Neil Hamilton is best known to the boob tube generation as Commissioner Gordon in the Batman television series (1966-68). As James Parker’s young partner Harry Holt, he is understandably immediately smitten with O’Sullivan’s Jane Parker. He seems like a stand-up sort of guy and shows smarts and nerve in some tense situations. One expects that Holt will be set up as a contentious plot point in a love triangle with Jane and Tarzan, but that angle is never really exploited. However, we are left to wonder if a bit of jealousy on Holt’s part results in some of his trigger-happy behavior.
The film takes its time establishing its African setting and introducing us to the characters of James Parker, Jane Parker, and Harry Holt. Once their safari begins, they encounter one danger after another while being teased by Tarzan’s presence. The jungle man’s eerie and powerful cry is first heard from a distance and eventually dispels a threat from jungle beasts. That Tarzan yell is probably the most famous movie sound effect ever. There has been much speculation (and probably plenty of disinformation) about just how that mighty yodel was created, but it is perfect.
Once Tarzan makes the scene, things stay varied and interesting. Between the bouts of ape-man action, there are playful and intimate moments between Tarzan and Jane as they get acquainted. This is all building up to sex that is proposed without dialogue; only O’Sullivan’s sensitivity and Weissmuller’s simplicity and body language are needed to tell us what happens next.
Other pre-Code highlights are of the grisly kind. There are rampaging hippos seemingly conspiring with the voracious crocodiles to make the river run red with safari-member munchies. The nightmarish climax features a hostile tribe of dwarfs lowering their captured victims one-by-one into a pit containing a huge, gorilla monster.

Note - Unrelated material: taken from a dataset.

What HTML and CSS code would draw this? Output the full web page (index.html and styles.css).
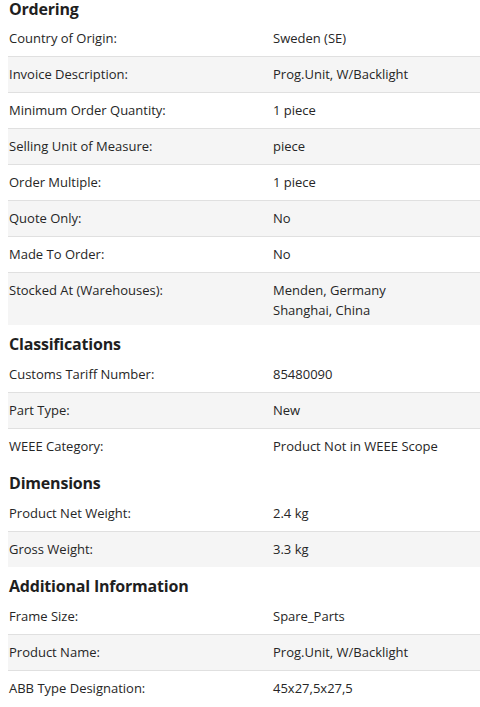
FILE: index.html
```html
<!DOCTYPE html>
<html lang="en">
<head>
<meta charset="utf-8">
<title>Product details</title>
<link rel="stylesheet" href="styles.css">
</head>
<body>
<section class="section first">
  <h2 class="heading">Ordering</h2>
  <div class="row"><div class="label">Country of Origin:</div><div class="value">Sweden (SE)</div></div>
  <div class="row alt"><div class="label">Invoice Description:</div><div class="value">Prog.Unit, W/Backlight</div></div>
  <div class="row"><div class="label">Minimum Order Quantity:</div><div class="value">1 piece</div></div>
  <div class="row alt"><div class="label">Selling Unit of Measure:</div><div class="value">piece</div></div>
  <div class="row"><div class="label">Order Multiple:</div><div class="value">1 piece</div></div>
  <div class="row alt"><div class="label">Quote Only:</div><div class="value">No</div></div>
  <div class="row"><div class="label">Made To Order:</div><div class="value">No</div></div>
  <div class="row alt"><div class="label">Stocked At (Warehouses):</div><div class="value"><div>Menden, Germany</div><div>Shanghai, China</div></div></div>
</section>
<section class="section">
  <h2 class="heading">Classifications</h2>
  <div class="row"><div class="label">Customs Tariff Number:</div><div class="value">85480090</div></div>
  <div class="row alt"><div class="label">Part Type:</div><div class="value">New</div></div>
  <div class="row"><div class="label">WEEE Category:</div><div class="value">Product Not in WEEE Scope</div></div>
</section>
<section class="section">
  <h2 class="heading">Dimensions</h2>
  <div class="row"><div class="label">Product Net Weight:</div><div class="value">2.4 kg</div></div>
  <div class="row alt"><div class="label">Gross Weight:</div><div class="value">3.3 kg</div></div>
</section>
<section class="section">
  <h2 class="heading">Additional Information</h2>
  <div class="row"><div class="label">Frame Size:</div><div class="value">Spare_Parts</div></div>
  <div class="row alt"><div class="label">Product Name:</div><div class="value">Prog.Unit, W/Backlight</div></div>
  <div class="row"><div class="label">ABB Type Designation:</div><div class="value">45x27,5x27,5</div></div>
</section>
</body>
</html>
```
FILE: styles.css
```css
html, body {
  overflow: hidden;
}
body {
  margin: 0 0 0 8px;
  background: #ffffff;
  color: #262626;
  font-family: "Open Sans", "Noto Sans", sans-serif;
  font-size: 13px;
}
.heading {
  margin: 0;
  padding: 10px 0 4px 1px;
  font-size: 16px;
  font-weight: 700;
  line-height: 18px;
  color: #1f1f1f;
  letter-spacing: -0.2px;
}
.first .heading {
  padding: 0 0 3px 1px;
}
.row {
  display: grid;
  grid-template-columns: 264px 1fr;
  align-items: start;
  min-height: 23px;
  padding: 7px 0 5px;
  line-height: 20px;
  border-bottom: 1px solid #e0e0e0;
}
.row:last-child {
  border-bottom: none;
}
.row.alt {
  background: #f5f5f5;
}
.label {
  padding-left: 1px;
}
.value {
  padding-left: 1px;
}
```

MGM’s Tarzan the Ape Man set a high bar for adventure films, and Tarzan films in particular. Hollywood’s grandest film studio spent plenty of money to lavish a lot of action, violence, effects, exotic animals, and expansive jungle sets on this first installment in their iconic series. Their follow-up, Tarzan and His Mate (1934), was probably the best Tarzan film ever made. It was a tough act to follow for competing Tarzan productions of the 1930s and ever since. The Weissmuller-starring Tarzan films were a major factor in the character’s lasting rank as a world-famous pop culture hero.